By Bernard Hickey
The government is relying on growth from the Christchurch rebuild and continued strong growth in China and Australia to get the economy and the government’s finances back on track.
There are no major moves to shift the economy or the budget onto a new track. There are tweaks around the edges of the tax system and the big spending departments, but nothing major that would change New Zealand’s direction.
The government is essentially holding the line back to surplus by 2014/15, relying on some rosy Treasury forecasts to get it there.
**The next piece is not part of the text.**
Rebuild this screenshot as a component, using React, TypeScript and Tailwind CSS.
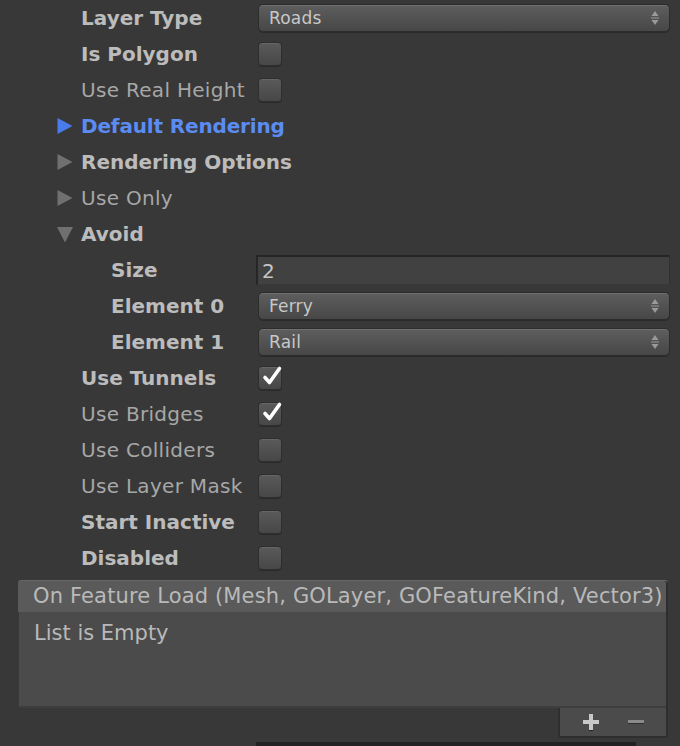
import React from "react";

const font = { fontFamily: '"DejaVu Sans", "Lucida Grande", sans-serif' };

function Arrows() {
  return (
    <svg width="10" height="16" viewBox="0 0 10 16" className="shrink-0">
      <path d="M5 1 L8.5 6 L1.5 6 Z" fill="#9a9a9a" />
      <rect x="1" y="7.5" width="8" height="1" fill="#9a9a9a" />
      <path d="M5 15 L8.5 10 L1.5 10 Z" fill="#9a9a9a" />
    </svg>
  );
}

function Dropdown({ value }: { value: string }) {
  return (
    <div className="flex-1 h-[28px] rounded-[5px] border border-[#2c2c2c] bg-gradient-to-b from-[#5e5e5e] to-[#474747] shadow-[inset_0_1px_0_#707070,0_1px_0_#2a2a2a] flex items-center justify-between pl-[10px] pr-[9px]">
      <span className="text-[17px] text-[#c8c8c8] leading-none tracking-[0.2px]">{value}</span>
      <Arrows />
    </div>
  );
}

function Checkbox({ checked }: { checked?: boolean }) {
  return (
    <div className="relative w-[24px] h-[24px] rounded-[4px] border border-[#2e2e2e] bg-gradient-to-b from-[#5a5a5a] to-[#474747] shadow-[inset_0_1px_0_#666,0_1px_0_#2b2b2b]">
      {checked && (
        <svg width="24" height="24" viewBox="0 0 24 24" className="absolute left-[1px] -top-[3px]">
          <path d="M5 13.5 L9.5 18.5 L19.5 4.5" fill="none" stroke="#ffffff" strokeWidth="3.6" strokeLinecap="round" strokeLinejoin="round" />
        </svg>
      )}
    </div>
  );
}

function Tri({ dir, color }: { dir: "right" | "down"; color: string }) {
  return (
    <svg width="16" height="16" viewBox="0 0 16 16" className="shrink-0">
      {dir === "right" ? (
        <path d="M0.5 0 L15.5 8 L0.5 16 Z" fill={color} />
      ) : (
        <path d="M0 1 L16 1 L8 16.5 Z" fill={color} />
      )}
    </svg>
  );
}

type RowProps = {
  label: string;
  bold?: boolean;
  indent?: number;
  children?: React.ReactNode;
};

function Row({ label, bold, indent = 0, children }: RowProps) {
  return (
    <div className="h-[36px] flex items-center pr-[10px]">
      <div
        className={
          "w-[258px] shrink-0 text-[20px] leading-none whitespace-nowrap " +
          (bold ? "font-bold text-[#bcbcbc]" : "text-[#a7a7a7] tracking-[0.3px]")
        }
        style={{ paddingLeft: 81 + indent * 30 }}
      >
        {label}
      </div>
      <div className="flex-1 flex items-center">{children}</div>
    </div>
  );
}

function FoldRow({ label, open, blue, bold }: { label: string; open?: boolean; blue?: boolean; bold?: boolean }) {
  return (
    <div className="h-[36px] flex items-center pl-[57px] gap-[8px]">
      <Tri dir={open ? "down" : "right"} color={blue ? "#4a7bea" : "#707070"} />
      <span
        className={
          "text-[20px] leading-none whitespace-nowrap " +
          (blue
            ? "font-bold text-[#5b8cf3] tracking-[-0.15px]"
            : bold
            ? "font-bold text-[#bcbcbc]"
            : "text-[#a7a7a7] tracking-[0.3px]")
        }
      >
        {label}
      </span>
    </div>
  );
}

export default function App() {
  return (
    <div className="w-[680px] h-[746px] bg-[#383838] overflow-hidden relative" style={font}>
      <div className="flex flex-col">
        <Row label="Layer Type" bold>
          <Dropdown value="Roads" />
        </Row>
        <Row label="Is Polygon" bold>
          <Checkbox />
        </Row>
        <Row label="Use Real Height">
          <Checkbox />
        </Row>
        <FoldRow label="Default Rendering" blue />
        <FoldRow label="Rendering Options" bold />
        <FoldRow label="Use Only" />
        <FoldRow label="Avoid" open bold />
        <Row label="Size" bold indent={1}>
          <div className="flex-1 -ml-[2px] h-[30px] bg-[#414141] border-t-[2px] border-l-[2px] border-[#262626] border-r border-b border-r-[#303030] border-b-[#3a3a3a] flex items-center pl-[4px]">
            <span className="text-[20px] text-[#c6c6c6] leading-none">2</span>
          </div>
        </Row>
        <Row label="Element 0" bold indent={1}>
          <Dropdown value="Ferry" />
        </Row>
        <Row label="Element 1" bold indent={1}>
          <Dropdown value="Rail" />
        </Row>
        <Row label="Use Tunnels" bold>
          <Checkbox checked />
        </Row>
        <Row label="Use Bridges">
          <Checkbox checked />
        </Row>
        <Row label="Use Colliders">
          <Checkbox />
        </Row>
        <Row label="Use Layer Mask">
          <Checkbox />
        </Row>
        <Row label="Start Inactive" bold>
          <Checkbox />
        </Row>
        <Row label="Disabled" bold>
          <Checkbox />
        </Row>

        <div className="mt-[4px] ml-[18px] w-[650px] flex flex-col">
          <div className="h-[32px] bg-[#5a5a5a] rounded-t-[3px] border-t border-[#666] flex items-center pl-[15px] overflow-hidden shadow-[inset_-2px_0_0_#2e2e2e]">
            <span className="text-[21px] leading-none text-[#b9b9b9] whitespace-nowrap tracking-[0.15px]">
              On Feature Load (Mesh, GOLayer, GOFeatureKind, Vector3)
            </span>
          </div>
          <div className="h-[96px] bg-[#4b4b4b] border-l border-[#3a3a3a] shadow-[inset_-2px_0_0_#2e2e2e,inset_0_-2px_0_#3e3e3e] pl-[15px] pt-[11px]">
            <span className="text-[21px] leading-none text-[#b9b9b9] whitespace-nowrap">List is Empty</span>
          </div>
          <div className="flex justify-end">
            <div className="w-[110px] h-[30px] bg-[#4b4b4b] border-x-[2px] border-b-[2px] border-[#2e2e2e] rounded-b-[3px] flex items-center justify-around px-[8px]">
              <svg width="18" height="18" viewBox="0 0 18 18">
                <rect x="7" y="1" width="4" height="16" fill="#c8c8c8" />
                <rect x="1" y="7" width="16" height="4" fill="#c8c8c8" />
                <rect x="7" y="17" width="4" height="1" fill="#202020" />
              </svg>
              <svg width="18" height="18" viewBox="0 0 18 18">
                <rect x="1" y="7" width="16" height="3" fill="#8a8a8a" />
                <rect x="1" y="10" width="16" height="1" fill="#303030" />
              </svg>
            </div>
          </div>
        </div>
      </div>
      <div className="absolute left-[256px] top-[742px] w-[380px] h-[4px] bg-[#222]" />
    </div>
  );
}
It’s a tried and true technique for the government. It also relied last year on Treasury’s forecasts that the economy would bounce back to ‘normal’ growth rates of around 3-4% to bring the budget back to surplus.
That didn’t happen thanks to delays in the Christchurch rebuild and slower than expected economic growth.
So the government again rolled the Treasury’s forecast dice and added a few tweaks on the revenue and spending side. Its decision not to bring in auto-enrollment for KiwiSaver and nudge up the repayment rates for Student Loans saved a bit here. Little tax tweaks on boats, houses, maids and livestock added a bit there.
But it remains dependent on economic growth rebounding to ‘normal’.
What’s more likely is the Treasury’s downside scenario, given the slowdown evident in China and Europe in recent weeks.
That means the government would have to keep borrowing for longer.
If interest rates stay as low as they are now that presents few problems for the government.
But it doesn’t shift the economy to a new track.